UEFA has enhanced its anti-doping programme, introducing a reporting platform designed to encourage players and team staff to report their doping suspicions.

Doping control facilities
Doping control facilities ©UEFA

With the launch of the 2017/18 football season, UEFA has once again enhanced its comprehensive anti-doping programme, introducing a reporting platform designed to encourage players and team staff to report their doping suspicions.

UEFA’s anti-doping programme aims to protect the integrity of European football and provide clean athletes in all its competitions with a fair playing field.

Through the use of the Athlete Biological Passport, the advice given by anti-doping expert scientists, and the support of the European national anti-doping agencies (NADOs), UEFA delivers a comprehensive, intelligence-led testing programme.

In order to gather additional information, UEFA has expanded its Integrity Reporting Platform and App in order to allow players, coaches, team doctors and other people to report alleged anti-doping rule violations.

The Reporting Platform and App have been successfully used to fight match-fixing for a number of years. UEFA recognises the crucial role that ‘whistle-blowing’ can play in preventing doping, and wants to give informers the opportunity to come forward in a confidential and secure way to report their information.

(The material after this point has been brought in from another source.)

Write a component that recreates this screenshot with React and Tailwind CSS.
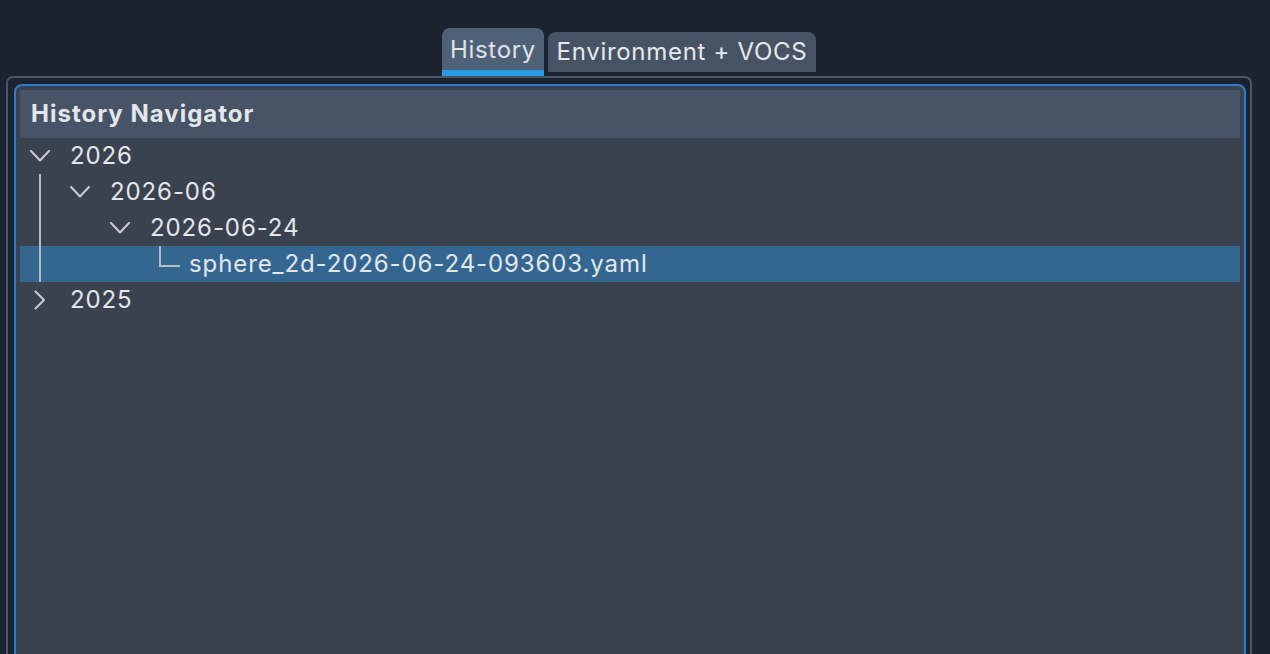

UEFA encourages anyone who has witnessed an anti-doping rule violation being committed, or who has reasonable grounds to believe that doping has taken place in football, to get in touch.

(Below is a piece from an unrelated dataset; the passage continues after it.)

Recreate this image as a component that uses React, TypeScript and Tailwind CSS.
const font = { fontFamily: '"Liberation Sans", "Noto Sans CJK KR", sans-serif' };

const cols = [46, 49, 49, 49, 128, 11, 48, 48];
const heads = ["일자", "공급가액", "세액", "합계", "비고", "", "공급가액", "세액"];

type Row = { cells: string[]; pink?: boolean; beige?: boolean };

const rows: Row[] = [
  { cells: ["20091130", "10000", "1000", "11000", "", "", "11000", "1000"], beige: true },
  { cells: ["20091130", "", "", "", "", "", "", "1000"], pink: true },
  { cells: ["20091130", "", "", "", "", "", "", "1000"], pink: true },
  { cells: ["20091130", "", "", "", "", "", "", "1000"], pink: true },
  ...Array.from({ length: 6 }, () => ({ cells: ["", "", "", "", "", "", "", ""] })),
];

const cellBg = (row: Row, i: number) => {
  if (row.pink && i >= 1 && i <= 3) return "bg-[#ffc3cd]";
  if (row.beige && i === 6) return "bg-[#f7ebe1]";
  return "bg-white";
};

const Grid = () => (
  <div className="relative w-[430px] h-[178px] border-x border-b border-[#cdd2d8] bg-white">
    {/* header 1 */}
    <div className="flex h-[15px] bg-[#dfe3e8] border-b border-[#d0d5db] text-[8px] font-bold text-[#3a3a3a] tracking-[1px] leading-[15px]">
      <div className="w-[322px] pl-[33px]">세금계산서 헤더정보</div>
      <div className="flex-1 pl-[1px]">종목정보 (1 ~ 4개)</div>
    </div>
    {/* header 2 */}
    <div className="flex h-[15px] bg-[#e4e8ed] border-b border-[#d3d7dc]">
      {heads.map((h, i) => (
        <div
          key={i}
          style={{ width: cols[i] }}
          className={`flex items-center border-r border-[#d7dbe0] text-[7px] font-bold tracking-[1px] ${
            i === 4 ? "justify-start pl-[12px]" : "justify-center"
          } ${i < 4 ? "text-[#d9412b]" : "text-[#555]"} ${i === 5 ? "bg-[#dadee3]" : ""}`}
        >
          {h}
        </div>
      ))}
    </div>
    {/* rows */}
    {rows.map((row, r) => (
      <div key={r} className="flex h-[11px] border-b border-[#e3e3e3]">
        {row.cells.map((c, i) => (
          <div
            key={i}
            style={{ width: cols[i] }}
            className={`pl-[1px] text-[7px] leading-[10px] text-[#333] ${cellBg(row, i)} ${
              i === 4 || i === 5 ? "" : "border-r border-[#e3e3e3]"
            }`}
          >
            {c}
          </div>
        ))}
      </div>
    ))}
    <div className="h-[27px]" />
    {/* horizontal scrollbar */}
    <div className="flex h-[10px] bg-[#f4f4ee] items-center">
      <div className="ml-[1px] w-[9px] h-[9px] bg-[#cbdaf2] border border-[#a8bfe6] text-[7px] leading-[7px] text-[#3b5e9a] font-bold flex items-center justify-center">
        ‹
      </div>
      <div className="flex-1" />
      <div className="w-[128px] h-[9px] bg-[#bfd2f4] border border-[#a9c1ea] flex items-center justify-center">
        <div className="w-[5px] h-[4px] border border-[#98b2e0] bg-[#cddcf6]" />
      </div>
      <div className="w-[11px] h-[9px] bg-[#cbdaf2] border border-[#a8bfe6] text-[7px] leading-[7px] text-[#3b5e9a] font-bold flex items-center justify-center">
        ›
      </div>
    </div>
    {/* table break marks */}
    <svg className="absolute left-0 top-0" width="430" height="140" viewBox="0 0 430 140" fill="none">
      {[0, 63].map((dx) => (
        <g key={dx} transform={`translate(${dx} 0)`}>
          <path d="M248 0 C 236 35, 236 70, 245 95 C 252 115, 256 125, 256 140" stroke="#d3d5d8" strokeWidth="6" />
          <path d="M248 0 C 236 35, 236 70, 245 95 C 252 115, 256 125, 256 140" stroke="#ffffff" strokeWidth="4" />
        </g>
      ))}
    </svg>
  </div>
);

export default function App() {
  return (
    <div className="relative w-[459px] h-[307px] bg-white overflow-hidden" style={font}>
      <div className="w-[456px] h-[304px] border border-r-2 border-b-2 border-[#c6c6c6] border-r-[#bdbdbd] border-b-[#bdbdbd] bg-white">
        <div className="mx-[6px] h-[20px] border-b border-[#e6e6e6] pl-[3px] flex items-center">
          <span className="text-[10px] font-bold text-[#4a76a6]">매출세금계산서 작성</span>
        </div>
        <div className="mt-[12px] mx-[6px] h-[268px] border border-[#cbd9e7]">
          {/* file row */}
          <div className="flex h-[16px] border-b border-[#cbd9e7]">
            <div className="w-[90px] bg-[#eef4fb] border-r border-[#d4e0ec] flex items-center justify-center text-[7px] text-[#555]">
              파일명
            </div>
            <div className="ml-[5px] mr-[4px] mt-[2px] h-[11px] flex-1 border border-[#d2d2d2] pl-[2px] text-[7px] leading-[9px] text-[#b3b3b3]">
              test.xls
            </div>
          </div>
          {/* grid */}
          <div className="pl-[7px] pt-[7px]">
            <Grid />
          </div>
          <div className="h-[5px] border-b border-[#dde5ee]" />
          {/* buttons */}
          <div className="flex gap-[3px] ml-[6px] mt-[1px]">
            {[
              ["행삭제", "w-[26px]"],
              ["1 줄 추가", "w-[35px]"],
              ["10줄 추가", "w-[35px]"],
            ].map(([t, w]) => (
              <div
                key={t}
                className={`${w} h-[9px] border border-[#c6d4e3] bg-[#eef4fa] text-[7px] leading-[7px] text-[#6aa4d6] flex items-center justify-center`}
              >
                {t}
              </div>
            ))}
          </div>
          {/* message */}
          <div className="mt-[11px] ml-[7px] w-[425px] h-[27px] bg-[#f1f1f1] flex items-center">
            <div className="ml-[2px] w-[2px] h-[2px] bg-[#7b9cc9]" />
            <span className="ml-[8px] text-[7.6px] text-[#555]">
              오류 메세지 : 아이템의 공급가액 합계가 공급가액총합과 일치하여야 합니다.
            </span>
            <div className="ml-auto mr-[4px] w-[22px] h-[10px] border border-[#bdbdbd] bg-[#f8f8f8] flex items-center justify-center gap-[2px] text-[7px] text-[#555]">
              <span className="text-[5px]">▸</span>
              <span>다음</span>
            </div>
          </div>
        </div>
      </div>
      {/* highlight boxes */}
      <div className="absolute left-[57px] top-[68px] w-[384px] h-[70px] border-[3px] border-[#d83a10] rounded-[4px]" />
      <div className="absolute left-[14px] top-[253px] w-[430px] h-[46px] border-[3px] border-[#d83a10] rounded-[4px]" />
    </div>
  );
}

Informers have the opportunity to provide their contact details, or access a secure post-box where information can be exchanged anonymously. The confidential Reporting Platform and App are available in seven different languages ─ allowing users to report in whichever language they feel most comfortable.

The Integrity platform can be accessed online on UEFA’s website or via an ‘Integrity App’ that can be downloaded from the App Store or Google Play.

Alongside testing and investigations, prevention is also a crucial aspect of UEFA’s anti-doping programme. All teams taking part in UEFA’s youth tournaments over the summer received a personalised anti-doping education session by one of UEFA’s anti-doping experts.

The sessions are designed specifically for youth players and highlight the consequences of taking drugs, including the risks to their health and their career.

UEFA aims to educate its young players with the information they need to remain clean throughout their careers. All players are informed about the WADA Prohibited List, the doping control process, their rights and responsibilities and where to go for advice and support. Using the information given during the sessions, UEFA wants future generations of top footballers to continue to practice the values of clean sport.